I ws going to my Grandmother’s to watch baseball, I wasn’t witness to what began the first skirmish, but it seemed as though Mrs. Ling or possibly one of the Ling children had somehow invaded and clipped some of my Grandmother’s prized Violet Gazers. Roses from the Genus Rosaceae Viscultete, A particularly splendid and aromatic rose my Grandmother always prized in a vehement fashion.
I arrived just after the discord had began, but in time to see Mrs. Ling crying and running into their house and my Grandmother standing firm, almost like a garrison keeper over her prized bushes.
Seconds later, Mr. Ling sprung from the doorway with all the grace and agility of a cheetah bred with a dragon. He moved with the type of grace and speed you knew he was confident to the gills. What I didn’t know, but I would find out soon was that Mr. Ling was one of the most famous and accomplished martial arts fighters ever to leave Japan. This is where they were from in Asia. I also learned this awhile later.
Baseball could wait, I was overcome by my grandmother screeching at Mr. Ling and Mr. Ling retorting in a string of syllables and sounds that sounded more like a person speaking in tongues than an argument. What happened next was then, and to this day, still the greatest testament to zeal and ferocity I have ever imagined or witnessed.
From nowhere, my Grandmother lashed towards Mr. Ling with a flick from her watering can. Before the water had hit the ground, he had sprung into motion, he spun on a vertical and horizontal axis, yawing his body out of the way as he caught my Grandmother’s leading arm and sent the watering can spinning into the air. The speed he exhibited was unimaginable. Before the can hit the ground, he was back in his pose, like a coiled praying mantis. What was even more unbelievable was my Grandmother’s response. Without as much as a blink or wince, she sprung into the air and thrusted her arms towards his shocked defense, he rapidly, recoiled his defense to her machine gun onslaught. Bruce Lee would be proud.
Of my Grandmother I mean.
I had seen a few Kung Fu, or Karate films at my age, but the display being put on just past my Grandmothers’ roses was nothing short of astonishing. Actually, it was beyond astonishing, it was unthinkable. Each one countered the others attacks with a wicked blur of speed and agility. I knew my Grandmother could type fast, but this was beyond anything imaginable. Watching her flip backward off the mulberry tree and come down on Mr. Ling’s head with a crushing elbow was sublime. He countered with a full spinning leg sweep as she leapt, cat-like into the air and connected with his left temple. He went down, in a crumple. My Grandmother stood over him and I’m sure flexed her muscles, or maybe it was just her adjusting her housedress from their skirmish.
By this time Mrs. Ling and her children rushed to the aid of their fallen, and now humiliated Father. I would later discover Mr. Ling was one of the top martial arts fighters in the world. Yet he was beaten down by a nearly 60 year old Grandmother, over a discretion into her rose bushes.

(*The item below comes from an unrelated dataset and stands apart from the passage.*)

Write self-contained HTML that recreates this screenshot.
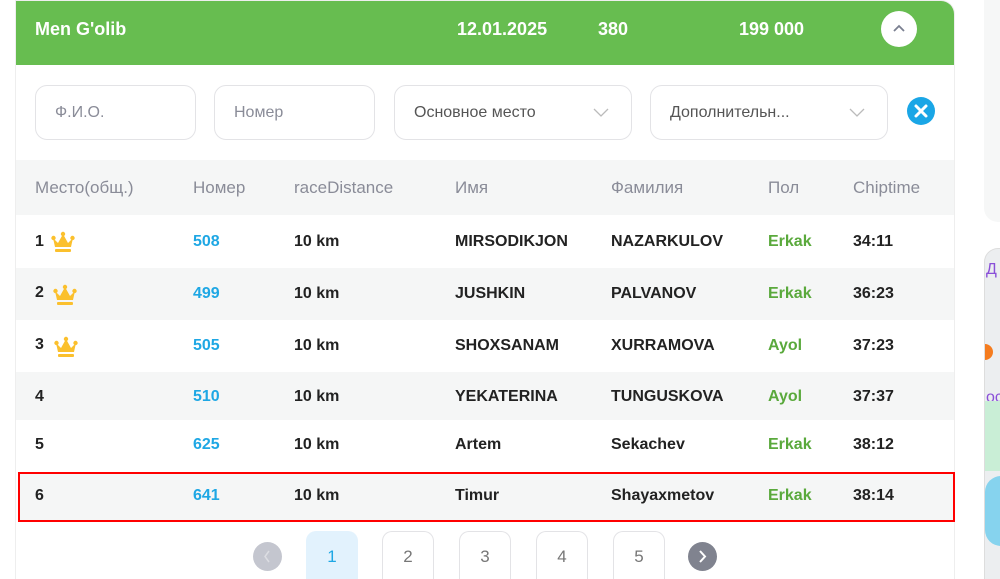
<!DOCTYPE html>
<html><head><meta charset="utf-8"><style>
*{box-sizing:border-box;margin:0;padding:0}
html,body{width:1000px;height:579px;overflow:hidden}
body{background:#fff;font-family:"Liberation Sans","DejaVu Sans",sans-serif}
#w{position:relative;width:1000px;height:579px;overflow:hidden}
.card{position:absolute;left:15px;top:0;width:940px;height:579px;border:1px solid #eee;border-bottom:none;border-radius:0 14px 0 0;overflow:hidden;background:#fff}
.hdr{position:absolute;left:0;top:0;width:940px;height:64px;background:#67bd50;color:#fff;font-weight:bold;font-size:18px}
.hdr span{position:absolute;top:18px}
.up{position:absolute;left:865px;top:10px;width:36px;height:36px;border-radius:50%;background:#fff}
.inp{position:absolute;top:85px;height:55px;border:1px solid #e3e3e6;border-radius:12px;color:#8a8c98;font-size:16px;padding:18px 0 0 19px}
.inp.s{color:#555}
.chev{position:absolute;right:22px;top:18px}
.x{position:absolute;left:907px;top:97px;width:28px;height:28px;border-radius:50%;background:#1aa6e6}
.row{position:absolute;left:16px;width:938px;font-size:16px;color:#222;font-weight:bold}
.row span{position:absolute}
.g{background:#f5f6f6}
.th{color:#8a8c98;font-weight:normal;font-size:17px}
.b{color:#1ea7e4}.gr{color:#5aa93c}
.pg{position:absolute;top:531px;width:52px;height:48px;border:1px solid #e3e3e6;border-bottom:none;border-radius:10px 10px 0 0;text-align:center;line-height:50px;color:#777;font-size:17px}
</style></head><body><div id="w">
<div class="card">
<div class="hdr"><span style="left:19px">Men G'olib</span><span style="left:441px">12.01.2025</span><span style="left:582px">380</span><span style="left:723px">199 000</span>
<div class="up"><svg width="36" height="36"><path d="M13 20l5-5 5 5" fill="none" stroke="#7a7f90" stroke-width="1.8"/></svg></div></div>
</div>
<div class="inp" style="left:35px;width:161px">Ф.И.О.</div>
<div class="inp" style="left:214px;width:161px">Номер</div>
<div class="inp s" style="left:394px;width:238px">Основное место<svg class="chev" width="16" height="16"><path d="M1 5l7 7 7-7" fill="none" stroke="#bbb" stroke-width="1.3"/></svg></div>
<div class="inp s" style="left:650px;width:238px">Дополнительн...<svg class="chev" width="16" height="16"><path d="M1 5l7 7 7-7" fill="none" stroke="#bbb" stroke-width="1.3"/></svg></div>
<div class="x"><svg width="28" height="28"><path d="M9 9l10 10M19 9L9 19" stroke="#fff" stroke-width="3" stroke-linecap="round"/></svg></div>

<div class="row g th" style="top:160px;height:55px"><span style="left:19px;top:18px">Место(общ.)</span><span style="left:177px;top:18px">Номер</span><span style="left:278px;top:18px">raceDistance</span><span style="left:439px;top:18px">Имя</span><span style="left:595px;top:18px">Фамилия</span><span style="left:752px;top:18px">Пол</span><span style="left:837px;top:18px">Chiptime</span></div>

<div class="row" style="top:215px;height:53px"><span style="left:19px;top:18px">1</span><span style="left:35px;top:15px"><svg width="24" height="24"><circle cx="12" cy="4" r="2.2" fill="#fbc02d"/><circle cx="2.5" cy="8" r="2.2" fill="#fbc02d"/><circle cx="21.5" cy="8" r="2.2" fill="#fbc02d"/><path d="M2 8l5 5 5-9 5 9 5-5-2 9H4z" fill="#fbc02d"/><rect x="4" y="19" width="16" height="3" rx="1" fill="#fbc02d"/></svg></span><span class="b" style="left:177px;top:18px">508</span><span style="left:278px;top:18px">10 km</span><span style="left:439px;top:18px">MIRSODIKJON</span><span style="left:595px;top:18px">NAZARKULOV</span><span class="gr" style="left:752px;top:18px">Erkak</span><span style="left:837px;top:18px">34:11</span></div>
<div class="row g" style="top:268px;height:52px"><span style="left:19px;top:16px">2</span><span style="left:37px;top:15px"><svg width="24" height="24"><circle cx="12" cy="4" r="2.2" fill="#fbc02d"/><circle cx="2.5" cy="8" r="2.2" fill="#fbc02d"/><circle cx="21.5" cy="8" r="2.2" fill="#fbc02d"/><path d="M2 8l5 5 5-9 5 9 5-5-2 9H4z" fill="#fbc02d"/><rect x="4" y="19" width="16" height="3" rx="1" fill="#fbc02d"/></svg></span><span class="b" style="left:177px;top:17px">499</span><span style="left:278px;top:17px">10 km</span><span style="left:439px;top:17px">JUSHKIN</span><span style="left:595px;top:17px">PALVANOV</span><span class="gr" style="left:752px;top:17px">Erkak</span><span style="left:837px;top:17px">36:23</span></div>
<div class="row" style="top:320px;height:52px"><span style="left:19px;top:16px">3</span><span style="left:38px;top:15px"><svg width="24" height="24"><circle cx="12" cy="4" r="2.2" fill="#fbc02d"/><circle cx="2.5" cy="8" r="2.2" fill="#fbc02d"/><circle cx="21.5" cy="8" r="2.2" fill="#fbc02d"/><path d="M2 8l5 5 5-9 5 9 5-5-2 9H4z" fill="#fbc02d"/><rect x="4" y="19" width="16" height="3" rx="1" fill="#fbc02d"/></svg></span><span class="b" style="left:177px;top:17px">505</span><span style="left:278px;top:17px">10 km</span><span style="left:439px;top:17px">SHOXSANAM</span><span style="left:595px;top:17px">XURRAMOVA</span><span class="gr" style="left:752px;top:17px">Ayol</span><span style="left:837px;top:17px">37:23</span></div>
<div class="row g" style="top:372px;height:48px"><span style="left:19px;top:16px">4</span><span class="b" style="left:177px;top:16px">510</span><span style="left:278px;top:16px">10 km</span><span style="left:439px;top:16px">YEKATERINA</span><span style="left:595px;top:16px">TUNGUSKOVA</span><span class="gr" style="left:752px;top:16px">Ayol</span><span style="left:837px;top:16px">37:37</span></div>
<div class="row" style="top:420px;height:50px"><span style="left:19px;top:16px">5</span><span class="b" style="left:177px;top:16px">625</span><span style="left:278px;top:16px">10 km</span><span style="left:439px;top:16px">Artem</span><span style="left:595px;top:16px">Sekachev</span><span class="gr" style="left:752px;top:16px">Erkak</span><span style="left:837px;top:16px">38:12</span></div>
<div class="row g" style="top:472px;left:18px;width:937px;height:50px;border:2px solid #f00"><span style="left:15px;top:13px">6</span><span class="b" style="left:173px;top:13px">641</span><span style="left:274px;top:13px">10 km</span><span style="left:435px;top:13px">Timur</span><span style="left:591px;top:13px">Shayaxmetov</span><span class="gr" style="left:748px;top:13px">Erkak</span><span style="left:833px;top:13px">38:14</span></div>

<div style="position:absolute;left:253px;top:542px;width:29px;height:29px;border-radius:50%;background:#c4c6cf"><svg width="29" height="29"><path d="M16 9l-4 5.5 4 5.5" fill="none" stroke="#dcdde2" stroke-width="1.5"/></svg></div>
<div class="pg" style="left:306px;background:#e2f2fd;border-color:#e2f2fd;color:#1ea7e4">1</div>
<div class="pg" style="left:382px">2</div>
<div class="pg" style="left:459px">3</div>
<div class="pg" style="left:536px">4</div>
<div class="pg" style="left:613px">5</div>
<div style="position:absolute;left:688px;top:542px;width:29px;height:29px;border-radius:50%;background:#80838f"><svg width="29" height="29"><path d="M12 9l5 5.5-5 5.5" fill="none" stroke="#fff" stroke-width="2"/></svg></div>

<div style="position:absolute;left:984px;top:0;width:16px;height:222px;background:#f6f7f7;border-radius:0 0 0 14px"></div>
<div style="position:absolute;left:984px;top:248px;width:16px;height:331px;background:#eceef0;border-radius:14px 0 0 0;overflow:hidden;border:1px solid #ddd;border-right:none;border-bottom:none">
<div style="position:absolute;top:12px;left:1px;color:#8a4fd8;font-size:16px">Д</div>
<div style="position:absolute;top:140px;left:1px;color:#8a4fd8;font-size:16px">ос</div>
<div style="position:absolute;top:95px;left:-8px;width:16px;height:16px;border-radius:50%;background:#f57c1f"></div>
<div style="position:absolute;top:152px;left:0;width:16px;height:70px;background:#c9eed6"></div>
<div style="position:absolute;top:227px;left:0;width:16px;height:70px;background:#86d3ee;border-radius:16px 0 0 16px"></div>
</div>
</div></body></html>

I was the only other witness to this epic fight, and in the years following, my Grandmother always maintained it never became violent, Mr. Ling never would speak of the incident, but he always bowed and subjugated in the presence of my Grandmother. She was the undisputed champion of the garden. There was never another ill word or action among them, and they both passed away as great friends. Mr. Ling spoke at my Grandmother’s funeral, saying she was the fiercest, most unrelenting woman he’d ever known.
She did raise two children, on her own without a husband. She sent them to college and taught them to respect themselves and others, she had grandchildren and lived a long, complete life and grew flowers until the day she died. Best of all, she beat a Karate champion’s ass in her front yard when I was 9.
If my Grandma, was still alive, I’d tell her one of the professional boxers had stolen some of her roses, just to see if I could get it on Pay-per-view.